↓

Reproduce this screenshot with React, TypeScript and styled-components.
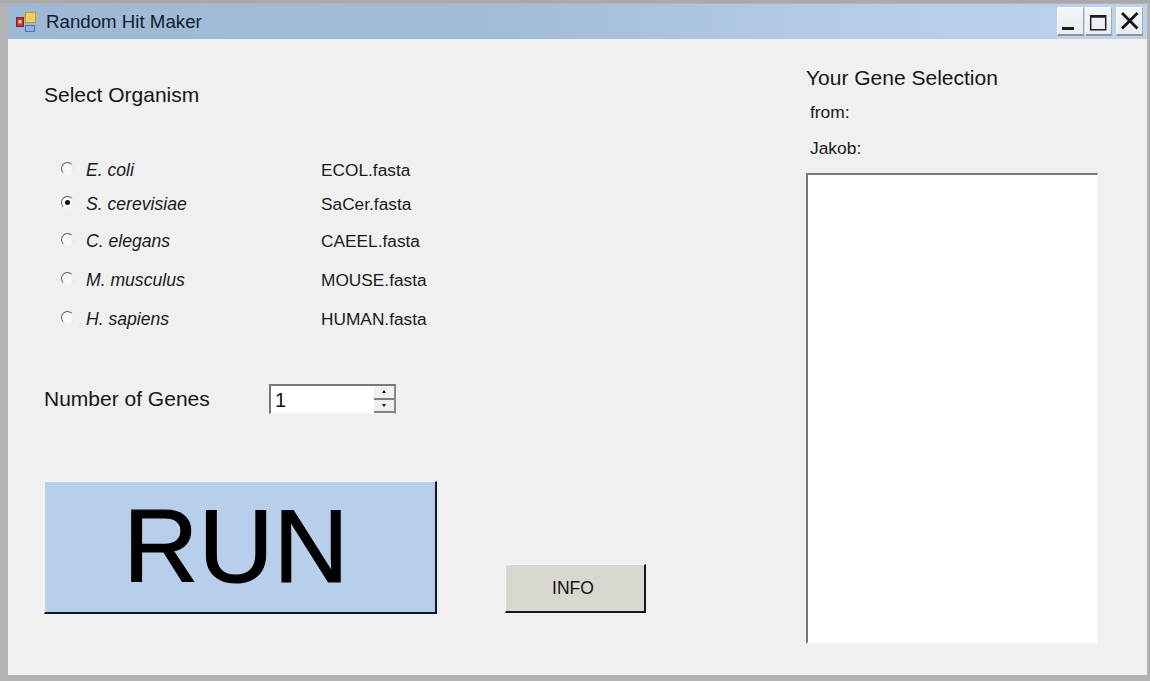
import React from "react";
import styled, { createGlobalStyle } from "styled-components";

const Global = createGlobalStyle`
  html, body { margin: 0; padding: 0; width: 1150px; height: 681px; overflow: hidden; background: #b3b3b3; }
  * { box-sizing: border-box; }
  body { font-family: "Liberation Sans", Arial, sans-serif; color: #161616; }
`;

const Frame = styled.div`
  width: 1150px;
  height: 681px;
  padding: 4px 3px 6px 8px;
  background: linear-gradient(#a9a9a9 0 3px, #b3b3b3 3px);
  display: flex;
  flex-direction: column;
`;

const TitleBar = styled.header`
  height: 35px;
  flex: none;
  display: flex;
  align-items: center;
  padding-left: 7px;
  background: linear-gradient(90deg, #9db8d6 0%, #a3bcd8 45%, #b5cde8 75%, #bcd3ee 100%);
`;

const AppIcon = styled.svg`
  width: 23px;
  height: 23px;
  flex: none;
`;

const Title = styled.span`
  margin-left: 8px;
  font-size: 18.7px;
  color: #14202c;
  font-family: "Liberation Sans", Arial, sans-serif;
`;

const WindowControls = styled.div`
  margin-left: auto;
  margin-right: 4px;
  margin-top: -1px;
  display: flex;
  gap: 1px;
`;

const ControlButton = styled.button<{ $apart?: boolean }>`
  width: 27px;
  height: 29px;
  padding: 0;
  margin-left: ${(p) => (p.$apart ? 3 : 0)}px;
  border: 0;
  background: linear-gradient(#f4f5f7, #e9ebee);
  border-bottom: 2px solid #8f9399;
  border-right: 1px solid #a5a8ad;
  border-top: 1px solid #fafafa;
  border-left: 1px solid #fafafa;
  display: flex;
  align-items: center;
  justify-content: center;
`;

const ControlGlyph = styled.svg`
  width: 21px;
  height: 21px;
`;

const Body = styled.main`
  flex: 1;
  background: #f0f0f0;
  display: flex;
  padding-left: 36px;
  min-height: 0;
`;

const LeftColumn = styled.section`
  width: 762px;
  flex: none;
  display: flex;
  flex-direction: column;
`;

const Heading = styled.h2`
  margin: 0;
  font-size: 21px;
  line-height: 24px;
  font-weight: 400;
  color: #161616;
`;

const OrganismHeading = styled(Heading)`
  margin-top: 44px;
`;

const OrganismList = styled.ul`
  list-style: none;
  margin: 0;
  padding: 0 0 0 17px;
  margin-top: 51px;
  display: flex;
  flex-direction: column;
`;

const OrganismRow = styled.li<{ $gap: number }>`
  display: grid;
  grid-template-columns: 13px 223px 1fr;
  column-gap: 12px;
  align-items: center;
  height: 24px;
  margin-top: ${(p) => p.$gap}px;
`;

const Radio = styled.span<{ $checked?: boolean }>`
  width: 13px;
  height: 13px;
  margin-top: -4px;
  border-radius: 50%;
  background: #f7f7f7;
  border: 1.5px solid;
  border-color: #5e5e5e #e2e2e2 #f6f6f6 #5e5e5e;
  display: flex;
  align-items: center;
  justify-content: center;
  &::after {
    content: "";
    width: 5px;
    height: 5px;
    border-radius: 50%;
    background: ${(p) => (p.$checked ? "#111" : "transparent")};
  }
`;

const Species = styled.span`
  font-size: 17.6px;
  font-style: italic;
  color: #1a1a1a;
`;

const FileName = styled.span`
  font-size: 17.3px;
  color: #1a1a1a;
`;

const GenesRow = styled.div`
  margin-top: 53px;
  display: flex;
  align-items: center;
`;

const GenesLabel = styled(Heading)`
  width: 225px;
`;

const Spinner = styled.div`
  width: 127px;
  height: 30px;
  display: flex;
  background: #fff;
  border-top: 2px solid #777;
  border-left: 2px solid #777;
  border-right: 2px solid #8a8a8a;
  border-bottom: 1px solid #f8f8f8;
`;

const SpinnerValue = styled.span`
  flex: 1;
  font-size: 20px;
  line-height: 28px;
  padding-left: 4px;
  color: #111;
`;

const SpinnerButtons = styled.div`
  width: 20px;
  display: flex;
  flex-direction: column;
`;

const SpinnerButton = styled.span<{ $down?: boolean }>`
  flex: 1;
  background: #f0f0f0;
  border-bottom: 2px solid #808080;
  display: flex;
  align-items: center;
  justify-content: center;
  &::after {
    content: "";
    border-left: 2.5px solid transparent;
    border-right: 2.5px solid transparent;
    ${(p) => (p.$down ? "border-top: 3px solid #111;" : "border-bottom: 3px solid #111;")}
  }
`;

const Actions = styled.div`
  margin-top: 67px;
  display: flex;
  align-items: flex-end;
  gap: 68px;
`;

const RaisedButton = styled.button`
  padding: 0;
  font-family: "Liberation Sans", Arial, sans-serif;
  border-style: solid;
  border-width: 1px 2px 2px 1px;
  border-color: #f8f8f8 #101828 #101828 #f8f8f8;
`;

const RunButton = styled(RaisedButton)`
  width: 393px;
  height: 133px;
  padding-bottom: 3px;
  padding-right: 8px;
  background: #b8cfeb;
  color: #000;
  font-size: 104px;
  line-height: 1;
  -webkit-text-stroke: 1.2px #000;
`;

const InfoButton = styled(RaisedButton)`
  width: 141px;
  height: 49px;
  margin-bottom: 1px;
  padding-right: 4px;
  background: #d9d8d0;
  color: #111;
  font-size: 17.5px;
`;

const RightColumn = styled.aside`
  width: 292px;
  flex: none;
  display: flex;
  flex-direction: column;
  padding-top: 27px;
`;

const Note = styled.p`
  margin: 0 0 0 4px;
  font-size: 17.4px;
  line-height: 20px;
  color: #1a1a1a;
`;

const FromNote = styled(Note)`
  margin-top: 12px;
`;

const AuthorNote = styled(Note)`
  margin-top: 16px;
`;

const GeneOutput = styled.div`
  margin-top: 15px;
  width: 292px;
  height: 471px;
  background: #fff;
  border-top: 2px solid #777;
  border-left: 2px solid #777;
  border-right: 1px solid #f7f7f7;
  border-bottom: 2px solid #f7f7f7;
`;

const organisms = [
  { species: "E. coli", file: "ECOL.fasta", gap: 0 },
  { species: "S. cerevisiae", file: "SaCer.fasta", gap: 10, checked: true },
  { species: "C. elegans", file: "CAEEL.fasta", gap: 13 },
  { species: "M. musculus", file: "MOUSE.fasta", gap: 15 },
  { species: "H. sapiens", file: "HUMAN.fasta", gap: 15 },
];

export default function App() {
  return (
    <>
      <Global />
      <Frame>
        <TitleBar>
          <AppIcon viewBox="0 0 23 23">
            <rect x="1.5" y="7.5" width="7" height="9" fill="#c9302c" stroke="#8a1f1c" />
            <rect x="3.5" y="10" width="3" height="3.5" fill="#f3c6c0" />
            <rect x="10.5" y="2.5" width="10" height="10" fill="#f2cf5c" stroke="#c49a22" />
            <rect x="10.5" y="15.5" width="9" height="6" fill="#8fb0e6" stroke="#4a74bc" />
          </AppIcon>
          <Title>Random Hit Maker</Title>
          <WindowControls>
            <ControlButton aria-label="Minimize">
              <ControlGlyph viewBox="0 0 21 21">
                <rect x="2" y="17" width="12" height="3" fill="#1a1f26" />
              </ControlGlyph>
            </ControlButton>
            <ControlButton aria-label="Maximize">
              <ControlGlyph viewBox="0 0 21 21">
                <path d="M2.7 5.7h15v14h-15z M2.7 7h15" fill="none" stroke="#1a1f26" strokeWidth="1.5" />
              </ControlGlyph>
            </ControlButton>
            <ControlButton $apart aria-label="Close">
              <ControlGlyph viewBox="0 0 21 21">
                <path d="M3 3l15.5 15.5M18.5 3L3 18.5" fill="none" stroke="#12161c" strokeWidth="2.8" />
              </ControlGlyph>
            </ControlButton>
          </WindowControls>
        </TitleBar>
        <Body>
          <LeftColumn>
            <OrganismHeading>Select Organism</OrganismHeading>
            <OrganismList>
              {organisms.map((o) => (
                <OrganismRow key={o.file} $gap={o.gap}>
                  <Radio $checked={o.checked} />
                  <Species>{o.species}</Species>
                  <FileName>{o.file}</FileName>
                </OrganismRow>
              ))}
            </OrganismList>
            <GenesRow>
              <GenesLabel>Number of Genes</GenesLabel>
              <Spinner>
                <SpinnerValue>1</SpinnerValue>
                <SpinnerButtons>
                  <SpinnerButton />
                  <SpinnerButton $down />
                </SpinnerButtons>
              </Spinner>
            </GenesRow>
            <Actions>
              <RunButton>RUN</RunButton>
              <InfoButton>INFO</InfoButton>
            </Actions>
          </LeftColumn>
          <RightColumn>
            <Heading>Your Gene Selection</Heading>
            <FromNote>from:</FromNote>
            <AuthorNote>Jakob:</AuthorNote>
            <GeneOutput />
          </RightColumn>
        </Body>
      </Frame>
    </>
  );
}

↑

Your instructions: Copy each line of the listing in which the word "React" can be found.

Output below:
Reproduce this screenshot with React, TypeScript and styled-components.
import React from "react";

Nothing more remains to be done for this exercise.